Book Title: Eurasian Economic Integration

Editor(s): Dragneva, Rilka; Wolczuk, Kataryna

Publisher: Edward Elgar Publishing

ISBN (hard cover): 9781782544753

Section: Chapter 9

Section Title: The impact of the Eurasian Customs Union on EU–Russia relations

Author(s): Haukkala, Hiski

Number of pages: 16

Abstract/Description:

The Grand Narrative of EU–Russia relations since their inception in the early 1990s has been the EU’s repeated attempts at ‘constructive engagement’ with a view to ‘binding’ or ‘tying’ Russia closer into Europe and its key institutions. These attempts at inclusion have nevertheless always had a rather uneasy coexistence with exclusion: at no point has Russia been deemed a serious candidate for full accession to any of the leading European bodies, be it the European Union or NATO. This exclusionary dynamic, which more recently has increasingly been gaining features of wanton self-exclusion by Russia itself, has been a factor that has hampered the achievement of some of the EU’s strategic objectives vis-à-vis Russia. The main underlying objective for the EU in its dealings with Russia has revolved around attempts at tying the country into an EU-centric – or, alternatively, concentric – order.
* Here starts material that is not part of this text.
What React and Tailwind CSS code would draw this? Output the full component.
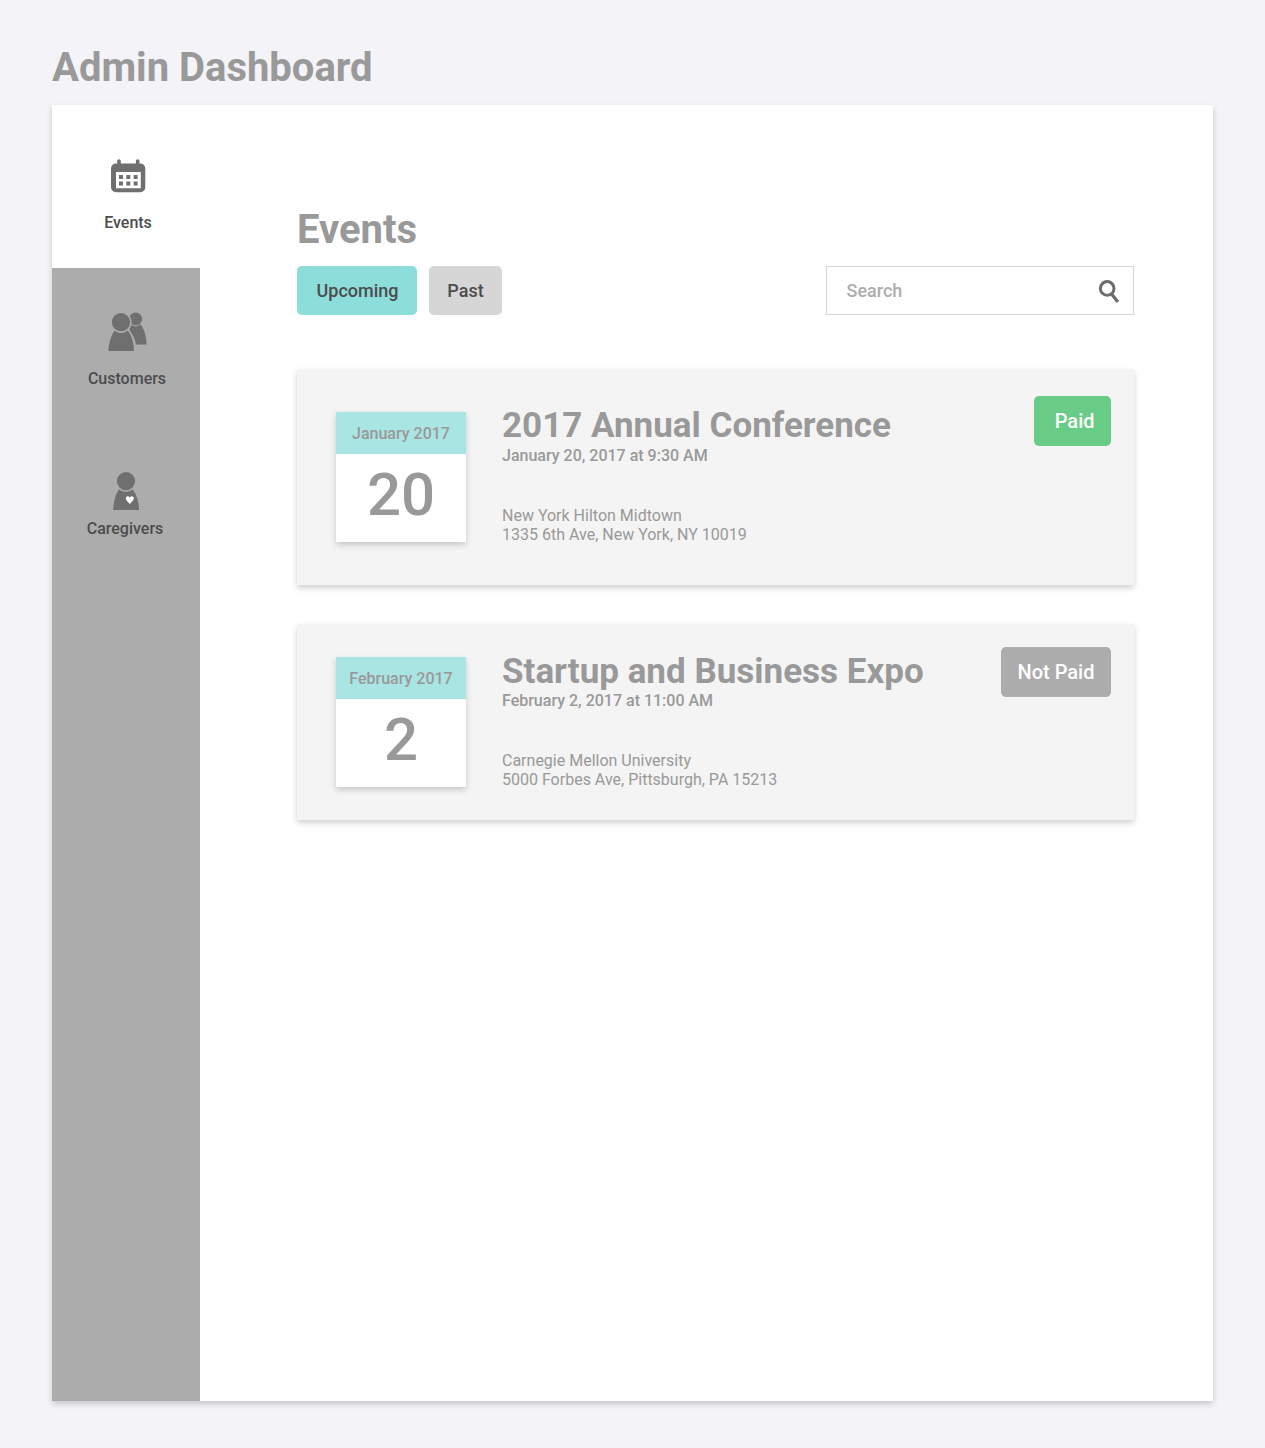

In this reading ‘Brussels’ and its institutions are the unipole with Russia envisaged as a more or less passive recipient of norms, values and a whole gamut of policy best practices originating in and promoted by the EU. It should be pointed out that although Russia has been granted several privileges by the EU – such as a role of special ‘strategic partner’ as well as a much more lenient application of political conditionality in the process – in essence, Moscow has been subjected to the same objectives, principles and policies as the rest of the EU’s Eastern neighbourhood.